Clearly this is a ‘version’ of the Cantre’r Gwaelod story and Merid must surely be the same character as Mererid in that story. Interestingly, the collection of local folklore in Welsh from the Cardigan Bay area where the story is reproduced also contains another story about a mermaid called Morwen who lives in the already drowned land of Cantre’r Gwaelod, and who causes further permanent flooding in order to capture a young man she wishes to carry off into the depths and marry him. A drowned land called Maes Maichgen is mentioned elsewhere in the medieval Triads in Latin [3] which describes it as the land of Helig son of Glannog and locates it in the central part of Cardigan Bay, apparently encompassing but stretching further than the lands of Maes Gwyddno (Cantre’r Gwaelod).

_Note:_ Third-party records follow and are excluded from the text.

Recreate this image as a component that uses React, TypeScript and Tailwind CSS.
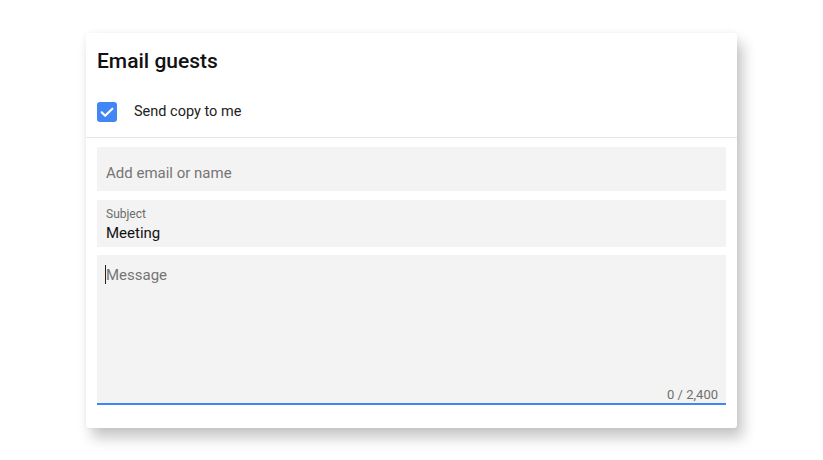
import React from "react";

export default function App() {
  return (
    <div className="w-[823px] h-[460px] bg-white overflow-hidden" style={{ fontFamily: "Roboto, 'Noto Sans', sans-serif" }}>
      <div className="ml-[86px] mt-[33px] w-[651px] h-[395px] bg-white rounded-[3px] shadow-[6px_10px_14px_rgba(0,0,0,0.22),0_0_6px_rgba(0,0,0,0.06)] flex flex-col">
        <div className="px-[11px] pt-[16px] pb-[15px] border-b border-[#e6e6e6]">
          <div className="h-[24px] leading-[24px] text-[21px] font-medium text-[#111]">Email guests</div>
          <div className="mt-[29px] h-[20px] flex items-center">
            <div className="w-[20px] h-[20px] rounded-[3px] bg-[#4285f4] flex items-center justify-center">
              <svg width="16" height="16" viewBox="0 0 24 24" fill="none">
                <path d="M4 12.5l5.2 5.2L20 7" stroke="white" strokeWidth="3.2" strokeLinecap="round" strokeLinejoin="round" />
              </svg>
            </div>
            <span className="ml-[17px] text-[14.5px] text-[#222]">Send copy to me</span>
          </div>
        </div>
        <div className="px-[11px] pt-[9px] flex flex-col gap-[9px]">
          <div className="h-[44px] bg-[#f3f3f3] px-[9px] pt-[17px] text-[15px] leading-[18px] text-[#757575]">
            Add email or name
          </div>
          <div className="h-[47px] bg-[#f3f3f3] flex flex-col px-[9px] pt-[7px]">
            <div className="text-[12px] leading-[15px] text-[#6b6b6b]">Subject</div>
            <div className="mt-[2px] text-[15px] leading-[19px] text-[#111]">Meeting</div>
          </div>
          <div className="-mt-[1px] h-[150px] bg-[#f3f3f3] border-b-2 border-[#4285f4] flex flex-col px-[9px] pt-[10px]">
            <div className="flex items-center text-[15px] leading-[18px] text-[#757575]">
              <span className="w-[1px] h-[19px] bg-[#222] -ml-[1px]" />
              Message
            </div>
            <div className="flex-1" />
            <div className="text-right text-[13px] leading-[16px] text-[#6f6f6f] -mr-[1px]">0 / 2,400</div>
          </div>
        </div>
      </div>
    </div>
  );
}
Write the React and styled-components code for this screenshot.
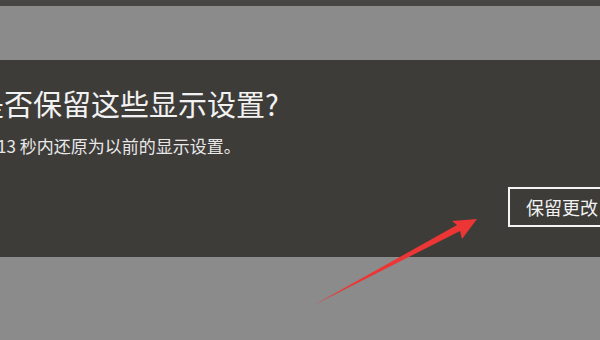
import React from 'react';
import styled, { createGlobalStyle } from 'styled-components';

const GlobalStyle = createGlobalStyle`
  html, body {
    margin: 0;
    padding: 0;
    background: #8b8b8b;
    font-family: "Noto Sans CJK SC", "Noto Sans", sans-serif;
  }
`;

const Screen = styled.div`
  position: relative;
  width: 600px;
  height: 340px;
  overflow: hidden;
  background: #8b8b8b;
`;

const TopBar = styled.div`
  height: 6px;
  background: #474645;
`;

const Gap = styled.div`
  height: 54px;
`;

const Dialog = styled.div`
  height: 197px;
  background: #3e3c39;
  overflow: hidden;
  display: flex;
  flex-direction: column;
  padding-top: 25px;
  box-sizing: border-box;
`;

const Title = styled.h1`
  margin: 0 0 0 -25px;
  font-size: 29px;
  line-height: 37px;
  font-weight: 400;
  color: #f2f2f2;
  white-space: nowrap;
`;

const Message = styled.p`
  margin: 12px 0 0 -3px;
  font-size: 17px;
  line-height: 24px;
  color: #e8e8e8;
  white-space: nowrap;
`;

const Actions = styled.div`
  display: flex;
  justify-content: flex-end;
  margin-top: 29px;
  margin-right: -40px;
`;

const KeepButton = styled.button`
  width: 132px;
  height: 40px;
  box-sizing: border-box;
  border: 2px solid #f4f4f4;
  background: #3e3c39;
  color: #f2f2f2;
  font-family: inherit;
  font-size: 18px;
  text-align: left;
  padding: 0 0 0 16px;
  white-space: nowrap;
`;

const Arrow = styled.svg`
  position: absolute;
  left: 0;
  top: 0;
  pointer-events: none;
`;

export default function App() {
  return (
    <Screen>
      <GlobalStyle />
      <TopBar />
      <Gap />
      <Dialog>
        <Title>是否保留这些显示设置?</Title>
        <Message>13 秒内还原为以前的显示设置。</Message>
        <Actions>
          <KeepButton>保留更改</KeepButton>
        </Actions>
      </Dialog>
      <Arrow width="600" height="340" viewBox="0 0 600 340">
        <path
          d="M314 305 L457 225 L452 221 L477 219 L462 239 L460 231 Z"
          fill="#ec3636"
        />
      </Arrow>
    </Screen>
  );
}
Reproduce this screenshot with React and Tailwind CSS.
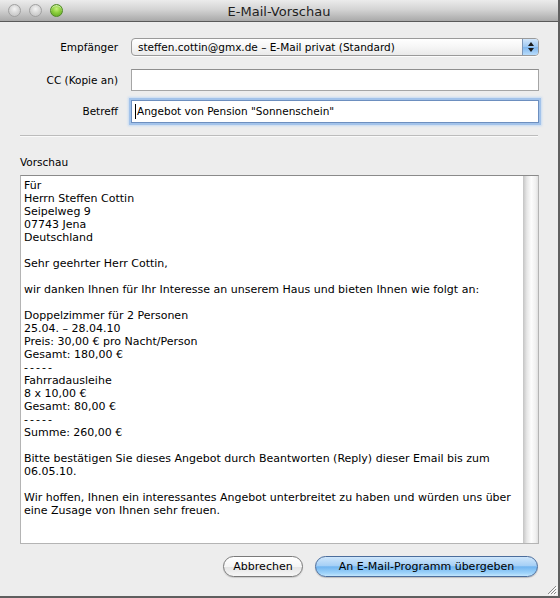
import React from "react";

const lines = [
  "Für",
  "Herrn Steffen Cottin",
  "Seipelweg 9",
  "07743 Jena",
  "Deutschland",
  "",
  "Sehr geehrter Herr Cottin,",
  "",
  "wir danken Ihnen für Ihr Interesse an unserem Haus und bieten Ihnen wie folgt an:",
  "",
  "Doppelzimmer für 2 Personen",
  "25.04. – 28.04.10",
  "Preis: 30,00 € pro Nacht/Person",
  "Gesamt: 180,00 €",
  "-----",
  "Fahrradausleihe",
  "8 x 10,00 €",
  "Gesamt: 80,00 €",
  "-----",
  "Summe: 260,00 €",
  "",
  "Bitte bestätigen Sie dieses Angebot durch Beantworten (Reply) dieser Email bis zum",
  "06.05.10.",
  "",
  "Wir hoffen, Ihnen ein interessantes Angebot unterbreitet zu haben und würden uns über",
  "eine Zusage von Ihnen sehr freuen.",
];

function Light({ green }) {
  return (
    <div
      className={
        green
          ? "w-[13px] h-[13px] rounded-full border border-[#4f8a22] bg-[radial-gradient(circle_at_50%_35%,#c8f07e_0%,#8ccf3c_45%,#5a9e20_100%)] shadow-[inset_0_1px_1px_rgba(255,255,255,0.6)]"
          : "w-[13px] h-[13px] rounded-full border border-[#a0a0a0] bg-[radial-gradient(circle_at_50%_35%,#f4f4f4_0%,#d6d6d6_50%,#bdbdbd_100%)]"
      }
    />
  );
}

export default function App() {
  return (
    <div
      className="relative w-[560px] h-[598px] box-border border-r-2 border-b-2 border-[#5f5f5f] bg-[#ededed] flex flex-col text-black"
      style={{ fontFamily: '"DejaVu Sans", sans-serif' }}
    >
      {/* Title bar */}
      <div className="relative h-[22px] shrink-0 border-b border-[#5a5a5a] bg-[linear-gradient(#ececec,#d4d4d4_45%,#a9a9a9)] flex items-center">
        <div className="flex items-center gap-[8px] pl-[8px]">
          <Light />
          <Light />
          <Light green />
        </div>
        <div className="absolute inset-0 flex items-center justify-center text-[13px] text-[#1e1e1e] leading-none pt-[1px]">
          E-Mail-Vorschau
        </div>
      </div>

      {/* Form rows */}
      <div className="flex flex-col pr-[19px]">
        <div className="flex items-center mt-[16px] h-[18px]">
          <div className="w-[118px] text-right text-[10.5px] leading-[13px]">Empfänger</div>
          <div className="ml-[13px] flex-1 h-[18px] flex rounded-[4px] border border-[#9a9a9a] overflow-hidden bg-[linear-gradient(#ffffff,#f6f6f6_50%,#eaeaea)] shadow-[0_1px_0_rgba(255,255,255,0.8)]">
            <div className="flex-1 flex items-center pl-[6px] text-[10.5px] leading-none">
              steffen.cottin@gmx.de – E-Mail privat (Standard)
            </div>
            <div className="w-[16px] border-l border-[#7d97b8] bg-[linear-gradient(#d2e6fb,#9cc7f1_50%,#7fb6ee_51%,#b8dcfb)] flex flex-col items-center justify-center gap-[2px]">
              <svg width="6" height="4" viewBox="0 0 6 4"><path d="M0 4 L3 0 L6 4 Z" fill="#1a1a1a" /></svg>
              <svg width="6" height="4" viewBox="0 0 6 4"><path d="M0 0 L3 4 L6 0 Z" fill="#1a1a1a" /></svg>
            </div>
          </div>
        </div>

        <div className="flex items-center mt-[13px] h-[22px]">
          <div className="w-[118px] text-right text-[10.5px] leading-[13px]">CC (Kopie an)</div>
          <div className="ml-[13px] flex-1 h-[22px] bg-white border border-[#a5a5a5] border-t-[#8e8e8e]" />
        </div>

        <div className="flex items-center mt-[9px] h-[23px]">
          <div className="w-[118px] text-right text-[10.5px] leading-[13px]">Betreff</div>
          <div className="ml-[13px] flex-1 h-[23px] bg-white border border-[#6d8fbf] shadow-[0_0_0_2px_#a3c3ea,0_0_2px_3px_#c6dbf3] flex items-center pl-[3px]">
            <div className="w-px h-[15px] bg-black mr-[1px]" />
            <span className="text-[10.5px] leading-none">Angebot von Pension "Sonnenschein"</span>
          </div>
        </div>
      </div>

      {/* Separator */}
      <div className="mt-[12px] mx-[20px] h-px bg-[#bcbcbc] shadow-[0_1px_0_#fafafa]" />

      {/* Vorschau label */}
      <div className="mt-[20px] pl-[20px] text-[10.5px] leading-[13px]">Vorschau</div>

      {/* Preview box */}
      <div className="mt-[6px] ml-[20px] w-[519px] h-[369px] flex bg-white border border-[#b4b4b4] border-t-[#8a8a8a]">
        <div className="flex-1 pt-[3px] pl-[3px] text-[11px] leading-[13px] whitespace-pre overflow-hidden">
          {lines.map((l, i) => (
            <div key={i} className={l === "-----" ? "h-[13px] tracking-[2px]" : "h-[13px]"}>{l}</div>
          ))}
        </div>
        <div className="w-[15px] bg-[linear-gradient(90deg,#c4c4c4,#e6e6e6_25%,#fdfdfd_55%,#f0f0f0_85%,#e0e0e0)]" />
      </div>

      {/* Buttons */}
      <div className="mt-[12px] flex justify-end gap-[12px] pr-[20px]">
        <button className="w-[80px] h-[21px] rounded-full border border-[#7a7a7a] bg-[linear-gradient(#ffffff,#f5f5f5_50%,#e4e4e4_51%,#f6f6f6)] text-[11px] leading-none text-black shadow-[0_1px_1px_rgba(0,0,0,0.15)]">
          Abbrechen
        </button>
        <button className="w-[223px] h-[21px] rounded-full border border-[#4b6d9c] bg-[linear-gradient(#cfe6fb,#a6d0f6_45%,#72b5f0_52%,#9ed3fa_85%,#c3e6fd)] text-[11px] leading-none text-black shadow-[0_1px_1px_rgba(0,0,0,0.2)]">
          An E-Mail-Programm übergeben
        </button>
      </div>

      {/* Resize grip */}
      <svg className="absolute right-[1px] bottom-[1px]" width="12" height="12" viewBox="0 0 12 12">
        <path d="M11 3 L3 11 M11 6 L6 11 M11 9 L9 11" stroke="#8a8a8a" strokeWidth="1" />
        <path d="M12 4 L4 12 M12 7 L7 12 M12 10 L10 12" stroke="#ffffff" strokeWidth="1" />
      </svg>
    </div>
  );
}
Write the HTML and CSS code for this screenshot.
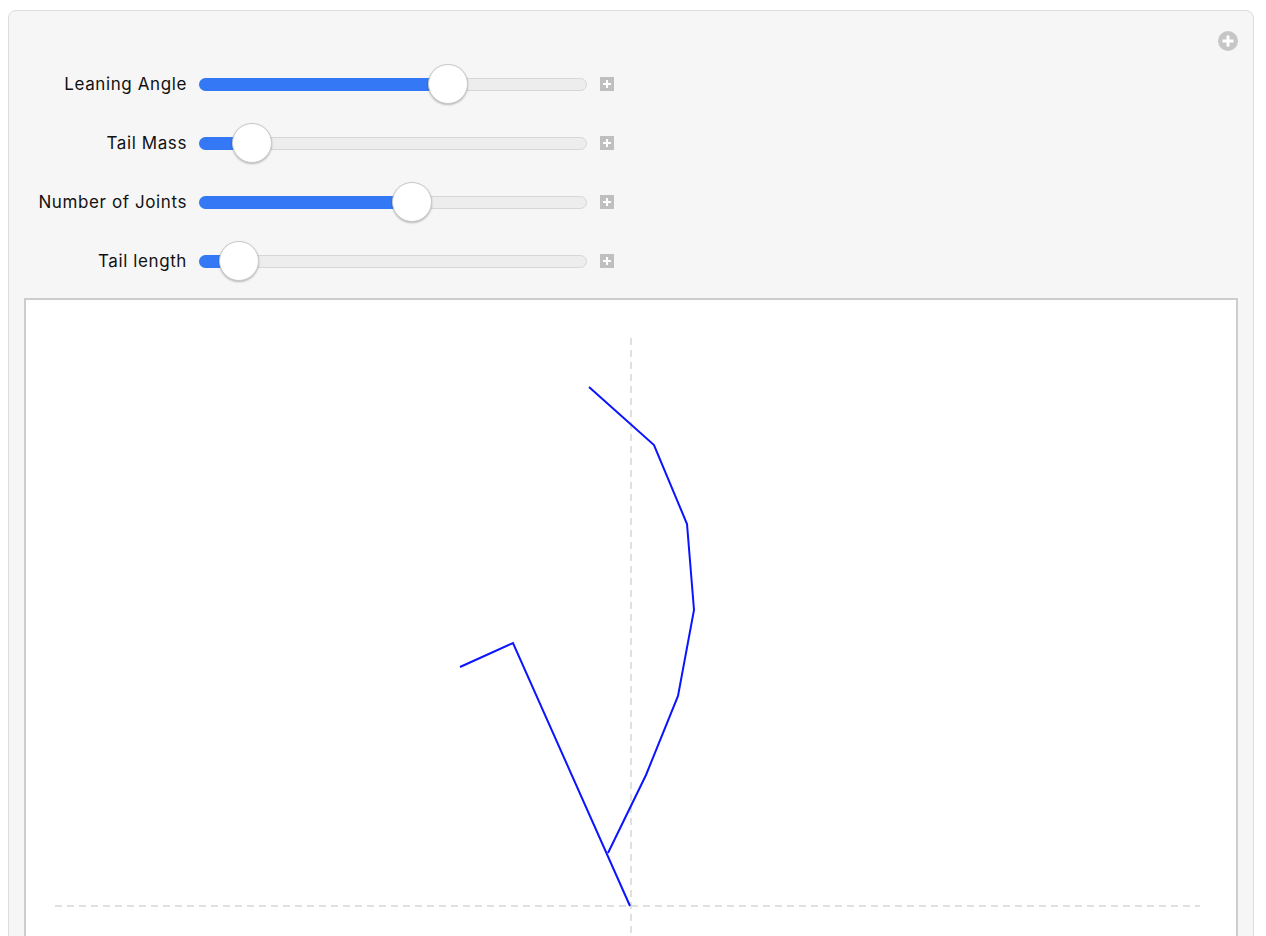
FILE: index.html
```html
<!DOCTYPE html>
<html lang="en">
<head>
<meta charset="utf-8">
<title>Leaning Tail</title>
<link rel="stylesheet" href="styles.css">
</head>
<body>
<div class="panel">
  <button class="panel-add" aria-label="Show options">
    <svg viewBox="0 0 20 20" width="20" height="20">
      <circle cx="10" cy="10" r="10" fill="#c6c6c6"/>
      <rect x="8.5" y="4.5" width="3" height="11" fill="#fff"/>
      <rect x="4.5" y="8.5" width="11" height="3" fill="#fff"/>
    </svg>
  </button>

  <div class="controls">
    <div class="control">
      <span class="label">Leaning Angle</span>
      <div class="slider"><div class="fill" style="width: 248px"></div><div class="thumb" style="left: 248px"></div></div>
      <span class="more"></span>
    </div>
    <div class="control">
      <span class="label">Tail Mass</span>
      <div class="slider"><div class="fill" style="width: 52px"></div><div class="thumb" style="left: 52px"></div></div>
      <span class="more"></span>
    </div>
    <div class="control">
      <span class="label">Number of Joints</span>
      <div class="slider"><div class="fill" style="width: 212px"></div><div class="thumb" style="left: 212px"></div></div>
      <span class="more"></span>
    </div>
    <div class="control">
      <span class="label">Tail length</span>
      <div class="slider"><div class="fill" style="width: 39px"></div><div class="thumb" style="left: 39px"></div></div>
      <span class="more"></span>
    </div>
  </div>

  <div class="plot">
    <svg class="canvas" viewBox="0 0 1210 700" width="1210" height="700">
      <g class="axes">
        <line x1="605" y1="38" x2="605" y2="700"/>
        <line x1="29" y1="606" x2="1174" y2="606"/>
      </g>
      <g class="body">
        <polyline points="563,87 628,145 661,224 668,310 652,396 620,475 582,553"/>
        <polyline points="434,367 487,343 604,606"/>
      </g>
    </svg>
  </div>
</div>
</body>
</html>
```

FILE: styles.css
```css
html, body {
  margin: 0;
  padding: 0;
  background: #fff;
  overflow: hidden;
}

body {
  font-family: Inter, "Liberation Sans", Arial, sans-serif;
  color: #111;
}

.panel {
  position: relative;
  margin: 10px 12px 0 8px;
  height: 1000px;
  box-sizing: border-box;
  padding: 53px 15px 0 15px;
  background: #f6f6f6;
  border: 1px solid #dcdcdc;
  border-radius: 8px;
}

.panel-add {
  position: absolute;
  top: 20px;
  right: 15px;
  width: 20px;
  height: 20px;
  padding: 0;
  border: 0;
  background: none;
  display: block;
}

.panel-add svg {
  display: block;
}

.controls {
  display: flex;
  flex-direction: column;
  gap: 19px;
}

.control {
  display: grid;
  grid-template-columns: 162px 388px 14px;
  column-gap: 13px;
  align-items: center;
  height: 40px;
}

.label {
  text-align: right;
  font-size: 17px;
  letter-spacing: 0.6px;
  white-space: nowrap;
  margin: -1px -1px 0 0;
}

.slider {
  position: relative;
  height: 13px;
  box-sizing: border-box;
  border: 1px solid #d7d7d7;
  border-radius: 7px;
  background: #ededed;
}

.fill {
  position: absolute;
  left: -1px;
  top: -1px;
  bottom: -1px;
  border-radius: 7px 0 0 7px;
  background: #3478f6;
}

.thumb {
  position: absolute;
  top: 50%;
  width: 40px;
  height: 40px;
  box-sizing: border-box;
  margin: -20px 0 0 -20px;
  border-radius: 50%;
  background: #fff;
  border: 1px solid #c9c9c9;
  box-shadow: 0 1px 2px rgba(0, 0, 0, 0.25);
}

.more {
  position: relative;
  width: 14px;
  height: 14px;
  background: #bfbfbf;
}

.more::before,
.more::after {
  content: "";
  position: absolute;
  background: #fff;
}

.more::before {
  left: 6px;
  top: 3px;
  width: 2px;
  height: 8px;
}

.more::after {
  left: 3px;
  top: 6px;
  width: 8px;
  height: 2px;
}

.plot {
  margin-top: 17px;
  height: 700px;
  background: #fff;
  border: 2px solid #cdcdcd;
  overflow: hidden;
}

.canvas {
  display: block;
}

.axes line {
  stroke: #d6d6d6;
  stroke-width: 1.5;
  stroke-dasharray: 7 5;
}

.body polyline {
  fill: none;
  stroke: #0a14ff;
  stroke-width: 2;
  stroke-linejoin: miter;
}
```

The references to the inundation in this triad is to different kingdoms being flooded over a large area in the distant past. References elsewhere also refer to inundations that have taken place in the past: “there were but two rivers …. but the deep water grew wider and overflowed the kingdoms” as the Mabinogi story of Branwen has it. That is, there are both legends of specific inundations as in the Cantre’r Gwaelod story, but also references to a general rise in sea level over a long period of time.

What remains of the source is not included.